Production Deployment
Use this page when GROBID is already working and you want a safer operational baseline for long-running or higher-volume deployments.
Start with the simple production shape
For most production setups, the safest first baseline is:
latest-crf- no consolidation at first
- admin port enabled
- bounded client concurrency
modelPreload: true
This keeps the runtime predictable while you validate your real workload.
Choose the image deliberately
latest-crf
Best default for production when you want:
- simpler operations
- lower memory usage
- easier throughput tuning
- CPU-friendly behavior
latest-full
Use this only when you intentionally need the deeper model stack and you understand the operational cost.
It is a better fit when:
- deep-learning-backed models matter for your workload
- you have stronger hardware
- you are ready for higher memory usage and more tuning effort
Concurrency guidance
The key production control is server-side concurrency, together with bounded client-side parallelism.
Practical starting points:
- CRF on CPU: set server
concurrencynear available thread count or slightly above, then keep client concurrency only slightly above that - full image on CPU only: start much lower, often around half the available thread count
- full image with GPU: validate carefully, but you can usually be less conservative than full image on CPU only
If you see many 503 responses, treat that as backpressure.

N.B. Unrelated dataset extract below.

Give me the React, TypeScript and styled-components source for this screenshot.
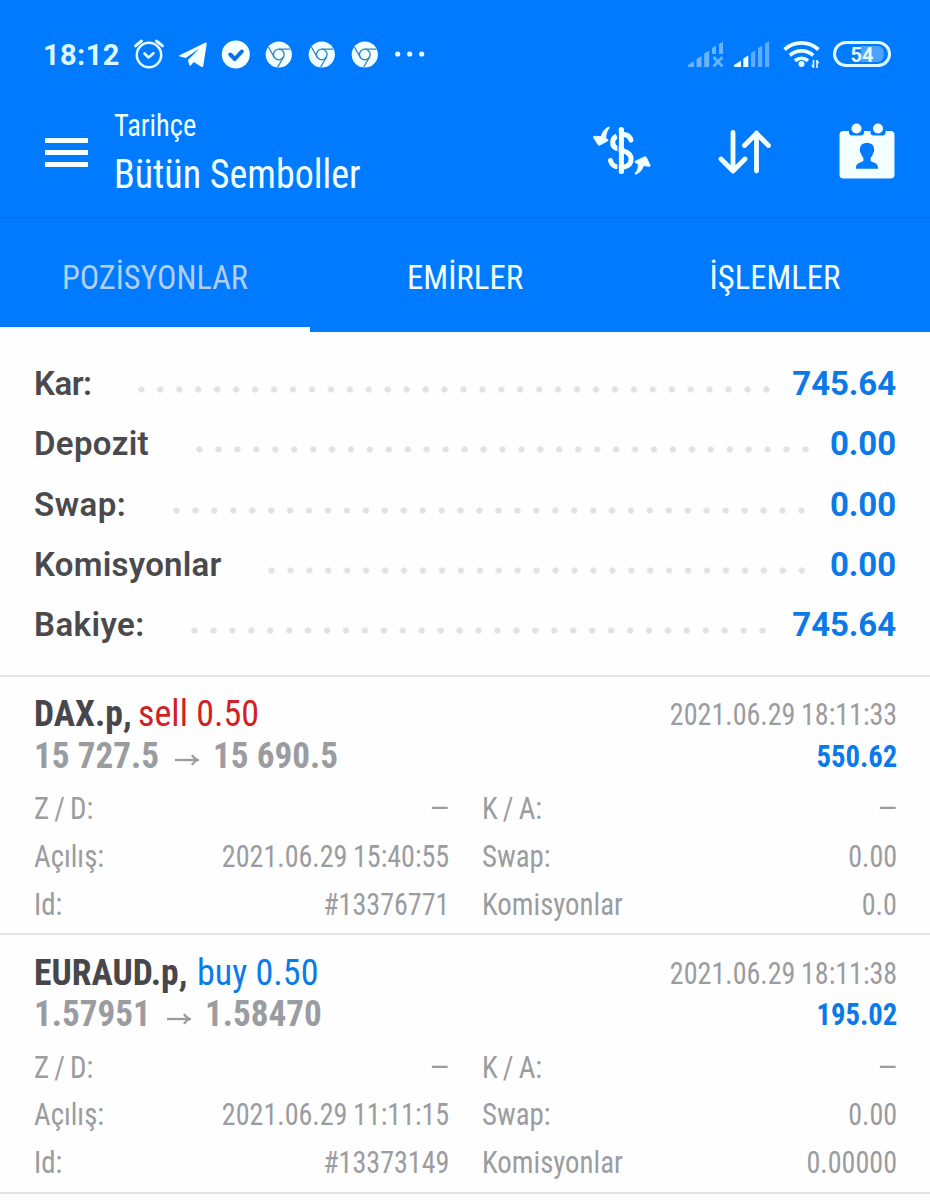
import React from 'react';
import styled, { createGlobalStyle } from 'styled-components';

const GlobalStyle = createGlobalStyle`
  *, *::before, *::after { box-sizing: border-box; }
  html, body { margin: 0; padding: 0; background: #fff; }
  body { font-family: Roboto, "Liberation Sans", sans-serif; }
`;

const Screen = styled.div`
  width: 930px;
  height: 1200px;
  overflow: hidden;
  background: #fefefe;
`;

/* Condensed text with a fine horizontal scale, anchored on one edge. */
const Narrow = styled.span<{ $x: number; $from?: string }>`
  display: inline-block;
  white-space: pre;
  font-family: "Roboto Condensed", Roboto, sans-serif;
  font-stretch: 75%;
  transform: scaleX(${(p) => p.$x});
  transform-origin: ${(p) => p.$from ?? 'left'} center;
`;

const TopBlock = styled.header`
  background: #007aff;
  color: #f1ffff;
`;

const StatusBar = styled.div`
  display: flex;
  align-items: center;
  justify-content: space-between;
  height: 108px;
  padding: 0 39px 0 43px;
`;

const StatusGroup = styled.div`
  display: flex;
  align-items: center;
  gap: 13px;
`;

const Clock = styled.span`
  width: 76px;
  margin-right: 1px;
  padding-top: 2px;
  font-size: 29px;
  line-height: 34px;
  font-weight: 700;
  letter-spacing: 0.4px;
  white-space: nowrap;
  color: #dcf7ff;
`;

const Battery = styled.div`
  display: flex;
  align-items: center;
  justify-content: center;
  width: 58px;
  height: 26px;
  border: 3px solid #dff8ff;
  border-radius: 13px;
  background: linear-gradient(90deg, transparent 50%, #4ba3ff 50%) content-box;
  padding: 2px 4px 2px 2px;
  font-size: 20px;
  line-height: 20px;
  font-weight: 700;
  color: #e6faff;
`;

const BatteryLevel = styled.span`
  padding: 2px 0 0 2px;
`;

const TitleBar = styled.div`
  display: flex;
  align-items: flex-start;
  height: 110px;
  padding: 0 35px 0 45px;
  border-bottom: 1px solid #026fe8;
`;

const MenuButton = styled.div`
  display: flex;
  flex-direction: column;
  gap: 7px;
  width: 43px;
  margin: 30px 26px 0 0;
`;

const MenuLine = styled.span`
  height: 5px;
  background: #f4ffff;
`;

const Titles = styled.div`
  flex: 1;
  display: flex;
  flex-direction: column;
`;

const Subtitle = styled.div`
  font-size: 31px;
  line-height: 36px;
`;

const Title = styled.div`
  font-size: 40px;
  line-height: 61px;
`;

const Actions = styled.div`
  display: flex;
  align-items: center;
  margin-top: 15px;
  gap: 67px;
`;

const Tabs = styled.nav`
  display: grid;
  grid-template-columns: repeat(3, 1fr);
  height: 114px;
`;

const Tab = styled.div<{ $active?: boolean }>`
  display: flex;
  align-items: center;
  justify-content: center;
  padding-top: ${(p) => (p.$active ? 9 : 4)}px;
  font-size: 34px;
  line-height: 40px;
  color: ${(p) => (p.$active ? '#b1cff3' : '#f1ffff')};
  border-bottom: ${(p) => (p.$active ? '5px solid #fefefe' : '0')};
`;

const Summary = styled.section`
  display: flex;
  flex-direction: column;
  height: 342.5px;
  padding: 22px 34px 0;
`;

const SummaryRow = styled.div`
  display: flex;
  height: 60.3px;
  font-size: 33px;
  line-height: 60px;
  font-weight: 700;
`;

const SummaryLabel = styled.span<{ $spacing: number }>`
  color: #4a4a4d;
  font-weight: 600;
  letter-spacing: ${(p) => p.$spacing}px;
`;

const Leader = styled.span<{ $dots: number }>`
  width: ${(p) => p.$dots * 18.95 - 11}px;
  height: 7px;
  margin: 32px auto 0 46.5px;
  background: radial-gradient(circle at 3.5px 3.5px, #e2e2e3 2.7px, transparent 3.6px) 0 0 / 18.95px 7px repeat-x;
`;

const SummaryValue = styled.span`
  color: #0c7ae6;
  letter-spacing: -0.1px;
`;

const TradeCard = styled.article`
  height: 258.5px;
  padding: 15.5px 33px 0 34px;
  border-top: 2.5px solid #e3e3e4;
`;

const TradeLine = styled.div`
  display: flex;
  justify-content: space-between;
  height: 41.5px;
  font-size: 37px;
  line-height: 43px;
  white-space: nowrap;
`;

const Heading = styled.div`
  display: flex;
`;

const Symbol = styled.span<{ $w: number }>`
  width: ${(p) => p.$w}px;
  font-weight: 700;
  color: #47474b;
`;

const Side = styled.span<{ $side: 'sell' | 'buy' }>`
  color: ${(p) => (p.$side === 'sell' ? '#d11f26' : '#0a7cea')};
`;

const Prices = styled.div`
  display: flex;
  font-weight: 700;
  color: #9b9ca0;
`;

const OpenPrice = styled.span<{ $w: number }>`
  width: ${(p) => p.$w}px;
`;

const ArrowSlot = styled.span`
  width: 55px;
  display: flex;
  align-items: center;
  padding: 12px 0 0 16px;
`;

const CloseTime = styled.span`
  display: flex;
  justify-content: flex-end;
  font-size: 31px;
  line-height: 46px;
  word-spacing: -1px;
  color: #9b9ca0;
`;

const Profit = styled(CloseTime)`
  font-weight: 700;
  color: #0a7aea;
`;

const Details = styled.div`
  display: grid;
  grid-template-columns: 415px 415px;
  column-gap: 33px;
  margin-top: 10px;
  font-size: 31px;
  line-height: 48px;
  color: #9b9ca0;
`;

const Detail = styled.div`
  display: flex;
  justify-content: space-between;
  height: 47.8px;
`;

const DetailLabel = styled(Narrow)`
  word-spacing: -1.6px;
`;

const DetailValue = styled(Narrow)<{ $empty: boolean }>`
  word-spacing: -1px;
  margin-right: ${(p) => (p.$empty ? -1.5 : 0)}px;
`;

const BottomRule = styled.div`
  height: 2.5px;
  background: #e3e3e4;
`;

const AlarmIcon = () => (
  <svg width="32" height="32" viewBox="0 0 32 32" fill="none" stroke="#e6faff" strokeLinecap="round">
    <circle cx="16" cy="17" r="12.2" strokeWidth="2.5" />
    <path d="M11.5 15.5 15.5 19.5 20.5 15.2" strokeWidth="2.6" strokeLinejoin="round" />
    <path d="M2.5 7.8 8.5 3M29.5 7.8 23.5 3" strokeWidth="3" />
  </svg>
);

const TelegramIcon = () => (
  <svg width="30" height="28" viewBox="0 0 30 28" fill="#f4ffff">
    <path d="M1.600 15.200 27.100 2.700c1.100-.5 1.800.1 1.600 1.400l-3.400 21.700c-.2 1.200-1.200 1.500-2.100.9l-7.300-4.600-3 3.200c-.7.700-1.500.4-1.700-.5L10 20l11.500-11.800L7.800 17.900 1.700 16.600c-.8-.3-.9-1-.1-1.400z" />
  </svg>
);

const CheckIcon = () => (
  <svg width="29" height="29" viewBox="-.3 0 29 29" fill="none">
    <circle cx="14.5" cy="14.5" r="14" fill="#f4ffff" />
    <path d="m9 14.500 4.500 4.500 7-7.500" stroke="#0a6fe0" strokeWidth="4" strokeLinecap="round" strokeLinejoin="round" />
  </svg>
);

const ChromeIcon = () => (
  <svg width="30" height="27" viewBox="-2.3 0 30 27" fill="none">
    <circle cx="13.5" cy="13.5" r="13.1" fill="#f1ffff" />
    <g stroke="#2f80c8" strokeWidth="1.3">
      <circle cx="13.500" cy="13.500" r="5.300" />
      <path d="M13.500 8.200H25M8.900 16.200 3.200 6M18.100 16.200 12.300 26.300" />
    </g>
  </svg>
);

const MoreIcon = () => (
  <svg width="34" height="8" viewBox="-.7 0 34 8" fill="#e6faff">
    <circle cx="5" cy="4" r="2.600" />
    <circle cx="17" cy="4" r="2.600" />
    <circle cx="29" cy="4" r="2.600" />
  </svg>
);

const NoSignalIcon = () => (
  <svg width="33" height="27" viewBox="0 0 33 27" overflow="visible" fill="#69b3ff">
    <path d="M0 26v-2l6-4v6zM8.500 18l5-3v11h-5zM16.200 12.500l5-3V26h-5zM24 7l4-2.400V13h-4zM31 3l4-2.400V13h-4z" />
    <path d="m25.500 16 9 9.500m0-9.500-9 9.500" stroke="#69b3ff" strokeWidth="2.800" />
  </svg>
);

const SignalIcon = () => (
  <svg width="36" height="27" viewBox="0 0 36 27" fill="#5facff">
    <path d="M0 26v-2l7-4.300V26zM9.300 17.500l5-3V26h-5z" fill="#ecffff" />
    <path d="M17 12l4.200-2.500V26H17zM24 7l4.200-2.500V26H24zM31 2.500 35.200 0v26H31z" />
  </svg>
);

const WifiIcon = () => (
  <svg width="37" height="29" viewBox="0 0 37 29" fill="none" stroke="#e9fcff">
    <path d="M1.500 9.500c10-8.800 24-8.800 34 0M6.800 15.300c7-6 16.500-6 23.500 0M12 20.700c4-3.300 9-3.300 13 0" strokeWidth="3.700" />
    <circle cx="18.500" cy="24" r="3" fill="#e9fcff" stroke="none" />
    <path d="M30.500 20v8M34 20v8" strokeWidth="1.600" />
    <path d="m28.500 25 2 3v-3zM36 23l-2-3v3z" fill="#e9fcff" strokeWidth=".5" />
  </svg>
);

const CurrencyIcon = () => (
  <svg width="58" height="52" viewBox="0 0 58 52" fill="none">
    <path d="M28.300 4.500v42" stroke="#f4ffff" strokeWidth="5.200" strokeLinecap="round" />
    <g stroke="#f4ffff" strokeWidth="5" strokeLinecap="round">
      <path d="M23.800 11c-5.500 2.700-5.500 9.500-.2 12.500" strokeLinecap="butt" />
      <path d="M31 9.500c3.600.4 6.200 2.300 6.900 5.600" />
      <path d="M20 20.500c3 3.300 6.500 4 10.500 5.300 4.300 1.400 7.600 4 7.600 8.300 0 4.600-3 7.400-7.600 8.100" />
      <path d="M17.500 35.500c.7 3.200 2.600 5.200 5.800 6.200" />
    </g>
    <path d="M25 7v38" stroke="#007aff" strokeWidth="1.300" />
    <path d="M15.600 2C11.700 3.800 9.300 7 8.200 11.500l-6.900-.2c-.8 0-1.100.6-.8 1.300L5 19.600c.6.800 1.300.9 2.100.4l7.600-4.200c.6-.4.600-1 0-1.300l-1.900-.9c-.1-4.300 1-7.700 3.400-10.600.4-.6 0-1.200-.6-1zM42.600 49.200c4.300-1.400 6.800-4.500 7.900-8.700l5.600.9c.9.100 1.200-.4 1-1.100l-3.700-7.900c-.4-.8-1.100-.9-1.900-.5l-9.200 4.400c-.7.400-.7.900 0 1.300l3 1.500c.3 3.700-.7 6.300-3.100 9.100-.5.600-.3 1.200.4 1z" fill="#f1ffff" stroke="#f1ffff" strokeWidth=".8" />
  </svg>
);

const SortIcon = () => (
  <svg width="54" height="46" viewBox="0 0 54 46" fill="none" stroke="#f4ffff" strokeWidth="4.800" strokeLinecap="round" strokeLinejoin="round">
    <path d="M15 4.500v38M3 31l12 12 12-12M38.500 43V5M26.500 17.500l12-12 12 12" />
  </svg>
);

const CalendarIcon = () => (
  <svg width="56" height="56" viewBox="0 0 56 56">
    <rect x=".5" y="8" width="55" height="47.500" rx="4" fill="#f4ffff" />
    <path d="M10 7h15v2.500c0 2-1.200 3-3 3h-9c-1.800 0-3-1-3-3zM31.500 7h15v2.500c0 2-1.200 3-3 3h-9c-1.800 0-3-1-3-3z" fill="#007aff" />
    <circle cx="17.500" cy="5.500" r="5" fill="#f4ffff" />
    <circle cx="39" cy="5.500" r="5" fill="#f4ffff" />
    <path d="M28 20c4.800 0 7.300 2.700 7 6.500.5 1 .1 2.600-.8 3.300-.4 2-1.200 3.800-2.600 5v3c2 2 7.400 2 7.400 6.700v1.200H17v-1.200c0-4.700 5.400-4.700 7.400-6.700v-3c-1.400-1.200-2.200-3-2.600-5-.9-.7-1.300-2.300-.8-3.300-.3-3.800 2.200-6.500 7-6.500z" fill="#007aff" />
  </svg>
);

const ArrowIcon = () => (
  <svg width="25" height="12" viewBox="0 0 25 12" fill="none" stroke="#9b9ca0" strokeWidth="2.300">
    <path d="M1 6h22" />
    <path d="M18 1.200c1.500 2.500 3.300 4 6 4.800-2.700.8-4.500 2.300-6 4.800" />
  </svg>
);

const summary = [
  { label: 'Kar:', value: '745.64', dots: 34, spacing: -0.5 },
  { label: 'Depozit', value: '0.00', dots: 33, spacing: 0.35 },
  { label: 'Swap:', value: '0.00', dots: 34, spacing: 0.5 },
  { label: 'Komisyonlar', value: '0.00', dots: 29, spacing: 0.27 },
  { label: 'Bakiye:', value: '745.64', dots: 31, spacing: 0.45 },
];

interface Trade {
  symbol: string;
  symbolWidth: number;
  side: 'sell' | 'buy';
  open: string;
  close: string;
  openWidth: number;
  closedAt: string;
  profit: string;
  openedAt: string;
  id: string;
  commission: string;
}

const trades: Trade[] = [
  {
    symbol: 'DAX.p,', symbolWidth: 104, side: 'sell', open: '15 727.5', close: '15 690.5', openWidth: 124,
    closedAt: '2021.06.29 18:11:33', profit: '550.62', openedAt: '2021.06.29 15:40:55', id: '#13376771', commission: '0.0',
  },
  {
    symbol: 'EURAUD.p,', symbolWidth: 163, side: 'buy', open: '1.57951', close: '1.58470', openWidth: 116,
    closedAt: '2021.06.29 18:11:38', profit: '195.02', openedAt: '2021.06.29 11:11:15', id: '#13373149', commission: '0.00000',
  },
];

const DetailItem = ({ label, value }: { label: string; value: string }) => {
  const empty = value === '–';
  return (
    <Detail>
      <DetailLabel $x={0.93}>{label}</DetailLabel>
      <DetailValue $empty={empty} $x={empty ? 1.22 : 0.905} $from="right">{value}</DetailValue>
    </Detail>
  );
};

const TradeItem = ({ t }: { t: Trade }) => (
  <TradeCard>
    <TradeLine>
      <Heading>
        <Symbol $w={t.symbolWidth}><Narrow $x={0.962}>{t.symbol}</Narrow></Symbol>
        <Side $side={t.side}><Narrow $x={0.975}>{`${t.side} 0.50`}</Narrow></Side>
      </Heading>
      <CloseTime><Narrow $x={0.905} $from="right">{t.closedAt}</Narrow></CloseTime>
    </TradeLine>
    <TradeLine>
      <Prices>
        <OpenPrice $w={t.openWidth}><Narrow $x={0.95}>{t.open}</Narrow></OpenPrice>
        <ArrowSlot><ArrowIcon /></ArrowSlot>
        <Narrow $x={0.95}>{t.close}</Narrow>
      </Prices>
      <Profit><Narrow $x={0.925} $from="right">{t.profit}</Narrow></Profit>
    </TradeLine>
    <Details>
      <DetailItem label="Z / D:" value="–" />
      <DetailItem label="K / A:" value="–" />
      <DetailItem label="Açılış:" value={t.openedAt} />
      <DetailItem label="Swap:" value="0.00" />
      <DetailItem label="Id:" value={t.id} />
      <DetailItem label="Komisyonlar" value={t.commission} />
    </Details>
  </TradeCard>
);

export default function App() {
  return (
    <Screen>
      <GlobalStyle />
      <TopBlock>
        <StatusBar>
          <StatusGroup>
            <Clock>18:12</Clock>
            <AlarmIcon />
            <TelegramIcon />
            <CheckIcon />
            <ChromeIcon />
            <ChromeIcon />
            <ChromeIcon />
            <MoreIcon />
          </StatusGroup>
          <StatusGroup>
            <NoSignalIcon />
            <SignalIcon />
            <WifiIcon />
            <Battery><BatteryLevel>54</BatteryLevel></Battery>
          </StatusGroup>
        </StatusBar>
        <TitleBar>
          <MenuButton><MenuLine /><MenuLine /><MenuLine /></MenuButton>
          <Titles>
            <Subtitle><Narrow $x={0.917}>Tarihçe</Narrow></Subtitle>
            <Title><Narrow $x={0.95}>Bütün Semboller</Narrow></Title>
          </Titles>
          <Actions>
            <CurrencyIcon />
            <SortIcon />
            <CalendarIcon />
          </Actions>
        </TitleBar>
        <Tabs>
          <Tab $active><Narrow $x={0.95} $from="center">POZİSYONLAR</Narrow></Tab>
          <Tab><Narrow $x={0.968} $from="center">EMİRLER</Narrow></Tab>
          <Tab><Narrow $x={0.963} $from="center">İŞLEMLER</Narrow></Tab>
        </Tabs>
      </TopBlock>
      <Summary>
        {summary.map((s) => (
          <SummaryRow key={s.label}>
            <SummaryLabel $spacing={s.spacing}>{s.label}</SummaryLabel>
            <Leader $dots={s.dots} />
            <SummaryValue>{s.value}</SummaryValue>
          </SummaryRow>
        ))}
      </Summary>
      {trades.map((t) => <TradeItem key={t.id} t={t} />)}
      <BottomRule />
    </Screen>
  );
}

Reduce client pressure first before increasing complexity.
Memory expectations
Memory needs depend on the endpoint mix, image choice, and load pattern.
Useful mental model:
- header-heavy usage needs less memory than fulltext extraction
- CRF deployments are easier to size and stabilize
- full-image CPU deployments need more memory headroom than CRF
- citation consolidation at scale adds latency and external dependency pressure even when local memory is fine
If the service is unstable under load:
- reduce client concurrency
- reduce server concurrency
- simplify back to
latest-crfif possible - increase available memory
Consolidation in production
Do not enable consolidation immediately unless you already know you need it.
Why:
- it changes result content
- it increases latency
- it reduces throughput
- it introduces external dependency behavior into your runtime
If you need scaling with enrichment, biblio-glutton is usually the better operational fit than CrossRef alone.
Admin and health endpoints
Expose the admin port when practical. It gives you clearer operational signals during rollout and troubleshooting.
Useful checks:
http://localhost:8070/api/versionhttp://localhost:8070/api/isalivehttp://localhost:8070/api/healthhttp://localhost:8071for admin routes when exposed
Logging
Useful log locations:
- Docker:
docker logs <container_name_or_id> - local service runs:
logs/grobid-service.log
Capture logs before changing many variables at once.
A safe rollout order
Use this progression:
- one known-good PDF
- a small stable batch
- bounded retries with backoff
- only then tune concurrency, image choice, and enrichment
This keeps setup mistakes, workload problems, and scaling problems from getting mixed together.